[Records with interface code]
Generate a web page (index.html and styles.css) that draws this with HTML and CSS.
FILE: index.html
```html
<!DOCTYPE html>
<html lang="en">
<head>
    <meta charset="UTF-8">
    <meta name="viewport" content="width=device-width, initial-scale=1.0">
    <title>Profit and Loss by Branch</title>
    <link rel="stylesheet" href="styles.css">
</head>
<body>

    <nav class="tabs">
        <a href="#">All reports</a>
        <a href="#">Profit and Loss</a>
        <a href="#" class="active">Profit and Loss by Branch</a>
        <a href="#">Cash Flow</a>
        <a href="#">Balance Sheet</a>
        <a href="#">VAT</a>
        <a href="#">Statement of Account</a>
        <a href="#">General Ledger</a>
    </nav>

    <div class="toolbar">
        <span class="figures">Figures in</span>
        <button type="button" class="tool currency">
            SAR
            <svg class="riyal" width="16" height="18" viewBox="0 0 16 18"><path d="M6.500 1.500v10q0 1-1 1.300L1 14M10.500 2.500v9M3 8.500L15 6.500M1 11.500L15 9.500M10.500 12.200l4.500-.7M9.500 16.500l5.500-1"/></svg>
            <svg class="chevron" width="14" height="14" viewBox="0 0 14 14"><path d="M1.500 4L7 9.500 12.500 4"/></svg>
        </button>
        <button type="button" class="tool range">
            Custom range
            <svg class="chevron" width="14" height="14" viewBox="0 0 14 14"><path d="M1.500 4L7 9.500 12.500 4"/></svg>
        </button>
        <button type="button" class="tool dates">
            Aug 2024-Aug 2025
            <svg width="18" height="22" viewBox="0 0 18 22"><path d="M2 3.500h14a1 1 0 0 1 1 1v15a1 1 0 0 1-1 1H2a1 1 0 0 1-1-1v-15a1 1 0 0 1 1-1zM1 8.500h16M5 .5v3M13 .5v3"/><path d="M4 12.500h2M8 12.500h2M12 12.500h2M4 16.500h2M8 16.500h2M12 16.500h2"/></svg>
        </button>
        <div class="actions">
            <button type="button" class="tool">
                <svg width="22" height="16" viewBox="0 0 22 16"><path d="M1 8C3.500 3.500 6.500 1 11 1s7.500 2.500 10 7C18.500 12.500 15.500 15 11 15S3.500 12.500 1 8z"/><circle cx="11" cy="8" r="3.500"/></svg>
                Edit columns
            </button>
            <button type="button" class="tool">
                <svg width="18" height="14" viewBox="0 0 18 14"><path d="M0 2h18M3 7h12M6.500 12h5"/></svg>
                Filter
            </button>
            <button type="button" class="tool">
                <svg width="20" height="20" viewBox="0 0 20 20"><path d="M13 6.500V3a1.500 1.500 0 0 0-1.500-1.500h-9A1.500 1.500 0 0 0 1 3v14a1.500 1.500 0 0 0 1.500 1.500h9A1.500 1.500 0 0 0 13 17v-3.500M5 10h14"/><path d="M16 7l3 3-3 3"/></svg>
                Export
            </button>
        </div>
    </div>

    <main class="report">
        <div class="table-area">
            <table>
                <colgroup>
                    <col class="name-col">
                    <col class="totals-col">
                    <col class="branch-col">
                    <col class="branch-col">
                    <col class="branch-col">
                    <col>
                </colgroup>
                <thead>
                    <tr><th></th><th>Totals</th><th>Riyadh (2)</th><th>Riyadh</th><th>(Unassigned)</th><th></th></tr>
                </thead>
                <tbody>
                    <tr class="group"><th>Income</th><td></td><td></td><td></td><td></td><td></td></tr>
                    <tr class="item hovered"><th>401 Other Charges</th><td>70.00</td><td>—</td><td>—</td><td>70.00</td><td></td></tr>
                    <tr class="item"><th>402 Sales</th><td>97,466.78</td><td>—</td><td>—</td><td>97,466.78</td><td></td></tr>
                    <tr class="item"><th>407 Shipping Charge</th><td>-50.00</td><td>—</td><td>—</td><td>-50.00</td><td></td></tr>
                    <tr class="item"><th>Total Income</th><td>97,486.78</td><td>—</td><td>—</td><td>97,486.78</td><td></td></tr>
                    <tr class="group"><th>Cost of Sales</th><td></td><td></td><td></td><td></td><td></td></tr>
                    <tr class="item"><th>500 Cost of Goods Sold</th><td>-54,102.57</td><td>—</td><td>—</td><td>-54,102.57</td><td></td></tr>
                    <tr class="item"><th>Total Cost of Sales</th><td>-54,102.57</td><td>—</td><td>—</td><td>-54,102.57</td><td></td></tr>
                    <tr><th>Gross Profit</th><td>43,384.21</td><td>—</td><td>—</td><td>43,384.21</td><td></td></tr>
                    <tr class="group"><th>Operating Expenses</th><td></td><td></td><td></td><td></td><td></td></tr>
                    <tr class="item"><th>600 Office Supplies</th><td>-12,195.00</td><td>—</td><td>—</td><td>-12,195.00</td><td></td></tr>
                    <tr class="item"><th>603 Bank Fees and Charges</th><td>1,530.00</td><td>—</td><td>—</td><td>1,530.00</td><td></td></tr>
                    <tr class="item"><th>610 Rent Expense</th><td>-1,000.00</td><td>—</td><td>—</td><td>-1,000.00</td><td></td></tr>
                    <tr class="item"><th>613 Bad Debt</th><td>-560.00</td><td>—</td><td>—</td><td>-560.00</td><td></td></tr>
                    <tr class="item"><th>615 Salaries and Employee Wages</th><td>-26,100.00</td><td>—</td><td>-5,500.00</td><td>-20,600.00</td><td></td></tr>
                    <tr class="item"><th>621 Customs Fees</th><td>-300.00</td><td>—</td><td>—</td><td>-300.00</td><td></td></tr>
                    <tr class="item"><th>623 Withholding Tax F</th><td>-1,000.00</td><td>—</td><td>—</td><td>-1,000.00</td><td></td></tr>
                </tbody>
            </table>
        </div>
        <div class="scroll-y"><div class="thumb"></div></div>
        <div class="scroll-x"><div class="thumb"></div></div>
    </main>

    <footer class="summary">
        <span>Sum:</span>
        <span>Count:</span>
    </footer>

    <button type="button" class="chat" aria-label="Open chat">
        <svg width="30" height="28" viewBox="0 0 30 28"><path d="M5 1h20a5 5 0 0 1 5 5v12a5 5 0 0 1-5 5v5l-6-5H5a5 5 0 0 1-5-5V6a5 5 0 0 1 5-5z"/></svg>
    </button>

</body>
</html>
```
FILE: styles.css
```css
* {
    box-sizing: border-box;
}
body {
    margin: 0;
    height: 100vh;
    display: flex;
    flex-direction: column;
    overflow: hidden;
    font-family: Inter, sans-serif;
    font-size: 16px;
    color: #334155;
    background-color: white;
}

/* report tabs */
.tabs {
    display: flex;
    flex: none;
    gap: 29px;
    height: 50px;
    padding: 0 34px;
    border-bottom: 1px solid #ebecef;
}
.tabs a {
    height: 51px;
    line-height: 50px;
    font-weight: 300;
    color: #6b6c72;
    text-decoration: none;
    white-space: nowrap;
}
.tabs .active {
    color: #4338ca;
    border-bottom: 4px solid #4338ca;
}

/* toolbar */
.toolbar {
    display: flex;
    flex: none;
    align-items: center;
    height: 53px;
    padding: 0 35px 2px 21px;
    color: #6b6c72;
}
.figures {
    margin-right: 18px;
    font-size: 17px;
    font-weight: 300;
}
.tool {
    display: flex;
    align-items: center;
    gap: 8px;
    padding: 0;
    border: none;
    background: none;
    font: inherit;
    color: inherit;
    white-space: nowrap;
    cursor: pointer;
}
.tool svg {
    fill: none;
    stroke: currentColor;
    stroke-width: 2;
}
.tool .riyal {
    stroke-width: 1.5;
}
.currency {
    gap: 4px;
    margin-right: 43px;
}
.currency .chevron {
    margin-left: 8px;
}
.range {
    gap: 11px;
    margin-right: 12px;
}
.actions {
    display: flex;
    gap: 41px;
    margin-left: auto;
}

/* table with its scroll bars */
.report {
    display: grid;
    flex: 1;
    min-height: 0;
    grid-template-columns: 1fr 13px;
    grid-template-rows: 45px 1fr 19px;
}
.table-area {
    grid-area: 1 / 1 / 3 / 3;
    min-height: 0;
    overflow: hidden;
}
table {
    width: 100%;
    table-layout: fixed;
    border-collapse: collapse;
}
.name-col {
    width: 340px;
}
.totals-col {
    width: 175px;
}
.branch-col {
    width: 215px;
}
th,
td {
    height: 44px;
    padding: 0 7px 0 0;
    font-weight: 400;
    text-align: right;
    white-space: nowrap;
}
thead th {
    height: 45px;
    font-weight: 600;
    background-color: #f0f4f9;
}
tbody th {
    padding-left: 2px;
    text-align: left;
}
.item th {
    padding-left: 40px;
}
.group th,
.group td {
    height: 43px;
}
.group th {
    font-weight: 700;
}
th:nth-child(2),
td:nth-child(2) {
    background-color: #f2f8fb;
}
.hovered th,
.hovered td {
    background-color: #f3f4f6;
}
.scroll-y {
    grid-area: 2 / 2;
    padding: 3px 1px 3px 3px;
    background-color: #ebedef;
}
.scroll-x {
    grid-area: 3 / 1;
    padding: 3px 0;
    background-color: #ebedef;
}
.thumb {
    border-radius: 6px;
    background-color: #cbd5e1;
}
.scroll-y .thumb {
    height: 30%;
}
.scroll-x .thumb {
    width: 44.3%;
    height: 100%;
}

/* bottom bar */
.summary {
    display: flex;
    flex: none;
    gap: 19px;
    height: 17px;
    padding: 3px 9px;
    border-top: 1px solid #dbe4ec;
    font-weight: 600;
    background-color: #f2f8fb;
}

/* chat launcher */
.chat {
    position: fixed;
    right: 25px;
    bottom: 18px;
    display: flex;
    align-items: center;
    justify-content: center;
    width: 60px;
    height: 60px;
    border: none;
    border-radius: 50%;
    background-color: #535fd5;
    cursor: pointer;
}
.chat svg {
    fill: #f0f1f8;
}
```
--
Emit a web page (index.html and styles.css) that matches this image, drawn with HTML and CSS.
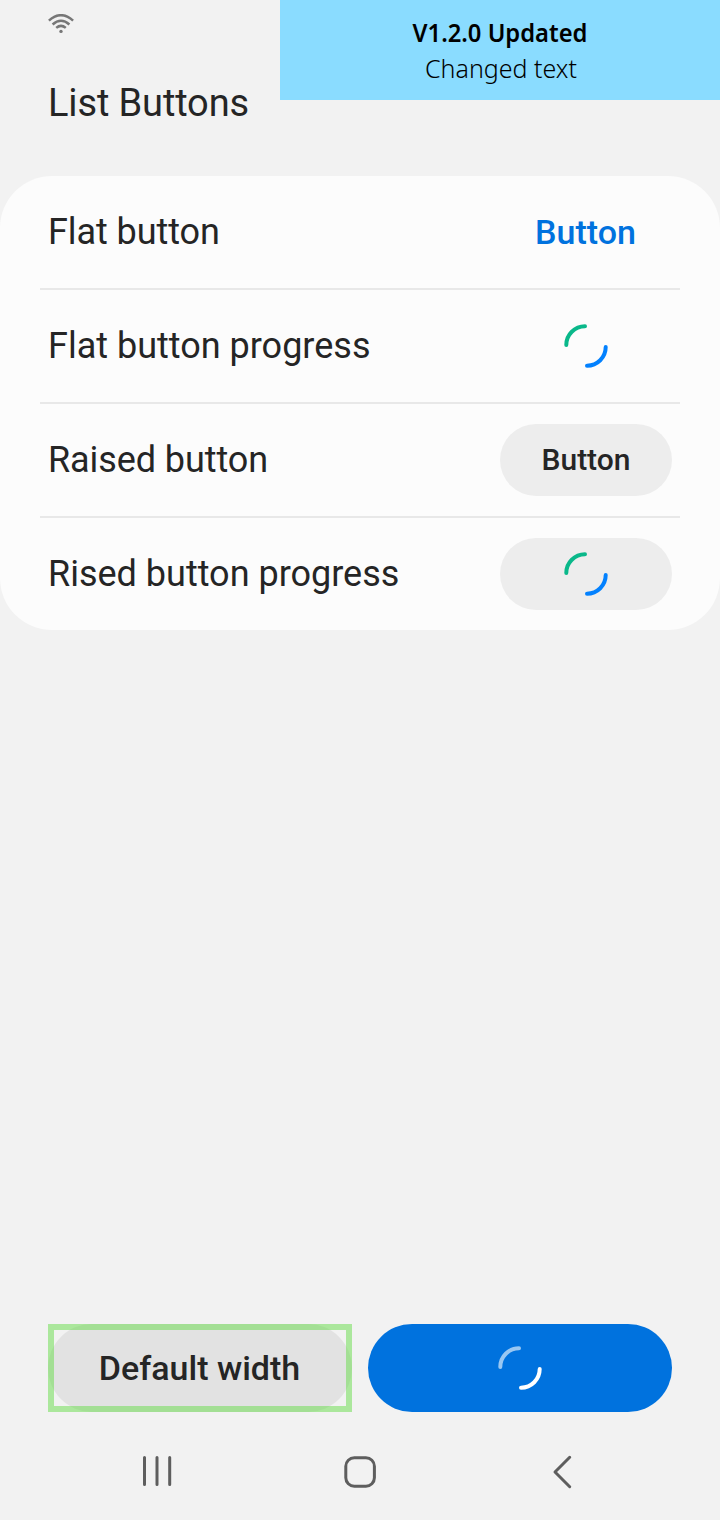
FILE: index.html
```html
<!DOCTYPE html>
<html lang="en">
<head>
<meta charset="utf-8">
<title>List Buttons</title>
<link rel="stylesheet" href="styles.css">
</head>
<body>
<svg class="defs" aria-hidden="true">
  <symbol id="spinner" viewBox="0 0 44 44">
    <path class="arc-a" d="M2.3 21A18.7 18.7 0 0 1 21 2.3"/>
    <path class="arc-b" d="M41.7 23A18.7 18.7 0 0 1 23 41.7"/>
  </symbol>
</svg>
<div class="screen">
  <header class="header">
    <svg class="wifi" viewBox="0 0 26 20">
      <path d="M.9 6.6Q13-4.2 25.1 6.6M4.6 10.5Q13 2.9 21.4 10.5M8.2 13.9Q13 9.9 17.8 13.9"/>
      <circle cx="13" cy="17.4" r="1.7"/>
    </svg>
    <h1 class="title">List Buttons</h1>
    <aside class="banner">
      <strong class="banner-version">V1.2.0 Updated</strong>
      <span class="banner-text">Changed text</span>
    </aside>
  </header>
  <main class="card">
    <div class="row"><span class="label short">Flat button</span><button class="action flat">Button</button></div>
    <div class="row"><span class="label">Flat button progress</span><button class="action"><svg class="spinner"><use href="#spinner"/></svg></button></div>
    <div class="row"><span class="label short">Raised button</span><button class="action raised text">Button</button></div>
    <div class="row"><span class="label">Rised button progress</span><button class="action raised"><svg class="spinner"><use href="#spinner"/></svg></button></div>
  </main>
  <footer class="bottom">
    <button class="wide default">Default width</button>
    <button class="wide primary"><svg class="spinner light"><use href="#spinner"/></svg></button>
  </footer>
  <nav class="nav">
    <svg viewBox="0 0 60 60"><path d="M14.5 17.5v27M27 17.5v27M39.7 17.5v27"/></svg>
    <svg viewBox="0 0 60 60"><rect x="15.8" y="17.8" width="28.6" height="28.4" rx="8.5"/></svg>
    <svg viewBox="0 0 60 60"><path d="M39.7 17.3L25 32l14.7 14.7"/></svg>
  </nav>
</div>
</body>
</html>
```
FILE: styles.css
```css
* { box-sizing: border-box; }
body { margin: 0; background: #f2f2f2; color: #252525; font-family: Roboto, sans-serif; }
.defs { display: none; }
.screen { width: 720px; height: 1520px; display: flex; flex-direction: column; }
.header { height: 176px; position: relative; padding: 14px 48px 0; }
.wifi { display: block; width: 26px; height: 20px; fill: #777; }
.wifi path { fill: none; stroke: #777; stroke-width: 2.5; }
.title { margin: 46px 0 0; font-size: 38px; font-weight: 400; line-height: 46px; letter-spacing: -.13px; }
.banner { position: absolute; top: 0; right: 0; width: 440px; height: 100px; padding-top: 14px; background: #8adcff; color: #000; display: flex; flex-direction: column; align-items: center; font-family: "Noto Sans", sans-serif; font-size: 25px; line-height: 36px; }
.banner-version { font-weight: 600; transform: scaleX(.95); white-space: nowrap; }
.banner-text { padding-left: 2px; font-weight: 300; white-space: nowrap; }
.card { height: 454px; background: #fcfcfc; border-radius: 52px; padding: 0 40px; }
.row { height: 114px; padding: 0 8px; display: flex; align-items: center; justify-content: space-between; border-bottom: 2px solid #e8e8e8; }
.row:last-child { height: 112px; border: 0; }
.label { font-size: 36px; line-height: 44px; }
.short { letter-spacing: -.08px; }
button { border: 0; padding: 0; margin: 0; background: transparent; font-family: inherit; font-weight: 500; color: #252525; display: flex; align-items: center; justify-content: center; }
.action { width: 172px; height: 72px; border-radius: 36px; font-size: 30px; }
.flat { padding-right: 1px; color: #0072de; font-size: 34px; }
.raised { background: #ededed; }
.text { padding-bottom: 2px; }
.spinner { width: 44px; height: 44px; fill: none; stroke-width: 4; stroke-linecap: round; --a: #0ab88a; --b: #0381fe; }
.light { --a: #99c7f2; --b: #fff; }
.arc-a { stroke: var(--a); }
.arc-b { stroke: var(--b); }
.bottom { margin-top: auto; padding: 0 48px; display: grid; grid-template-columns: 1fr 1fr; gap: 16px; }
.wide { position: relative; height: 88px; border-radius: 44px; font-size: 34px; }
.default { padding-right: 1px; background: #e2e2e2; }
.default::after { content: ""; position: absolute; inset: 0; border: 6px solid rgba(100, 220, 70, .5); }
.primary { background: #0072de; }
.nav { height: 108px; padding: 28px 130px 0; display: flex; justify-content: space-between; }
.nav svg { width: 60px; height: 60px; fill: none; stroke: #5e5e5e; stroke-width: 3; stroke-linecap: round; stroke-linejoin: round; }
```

▸ GIVEN TASK
Extract every line from the records above that contains the word "this".

▸ FINISHED EXERCISE
Generate a web page (index.html and styles.css) that draws this with HTML and CSS.
Emit a web page (index.html and styles.css) that matches this image, drawn with HTML and CSS.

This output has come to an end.